One of my favourite comfort foods is rice pudding so I decided to look through my medieval and Tudor recipe books for a 15th/16th century version. Unfortunately, what was known as a "pudding" back then was food cooked in animal intestines, i.e. sausage skins, like black pudding and sausages today. In Peter Brears' book Cooking and Dining in Tudor and Stuart England, he gives a recipe for "Rice Puddings" which involves packing cooked rice mixed with milk, mace, suet, currants, nutmeg and cinnamon into sausage skins and boiling.
After doing some more digging, I then found that a rice in almond milk recipe was included in a manuscript from the 15th century and that various websites had modernised it for use today. The original recipe reads:
"lxxxvj. Rys. Take a porcyoun of Rys, & pyke hem clene, & sethe hem welle, & late hem kele; then take gode Mylke of Almaundys & do ther-to, & sethe & stere hem wyl; & do ther-to Sugre an hony, & serue forth."

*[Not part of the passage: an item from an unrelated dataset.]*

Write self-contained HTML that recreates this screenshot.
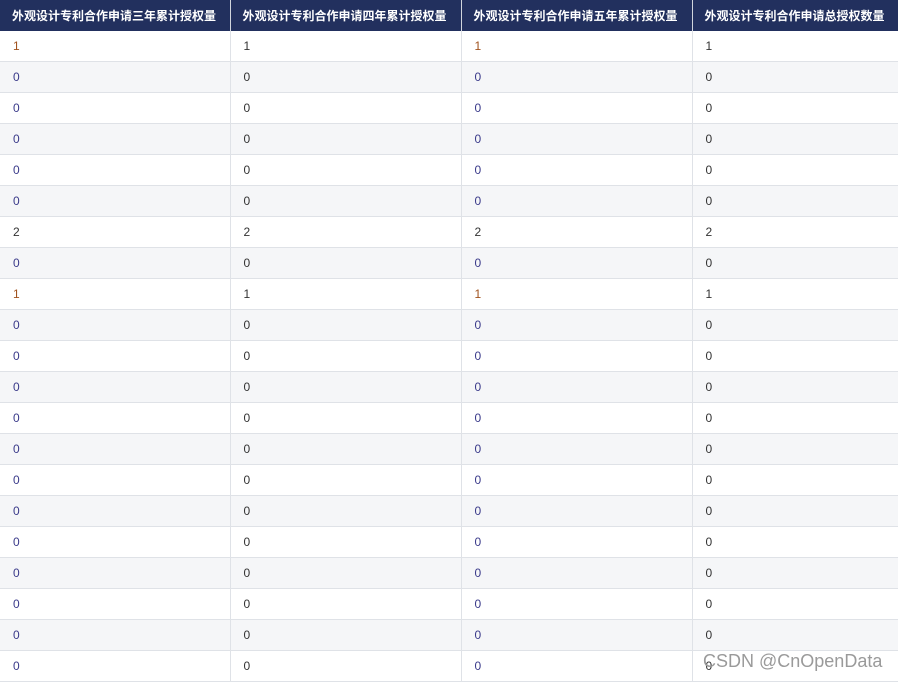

Source: Harleian MS 279, available in Two Fifteenth-Century Cookery-Books, ed. T. Austin, Early English Text Society Original Series.
Note: "seethe" means "boil".
The recipe I used in my video is based on one from MedievalCookery.com with the addition of nutmeg and cinnamon.
1 cup rice (uncooked) - Any rice, I used Spanish paella rice.
1 cup almond milk - You could use any milk.
1/8 cup sugar
1/8 cup honey
Cook the rice according to the instructions for your type of rice.
Mix in the almond milk, sugar, honey and spices.
Bring to a simmer and then serve.
I left the dessert to sit and go cold and then ate it cold with my lunch and it was lovely. It had soaked up more of the milk by then.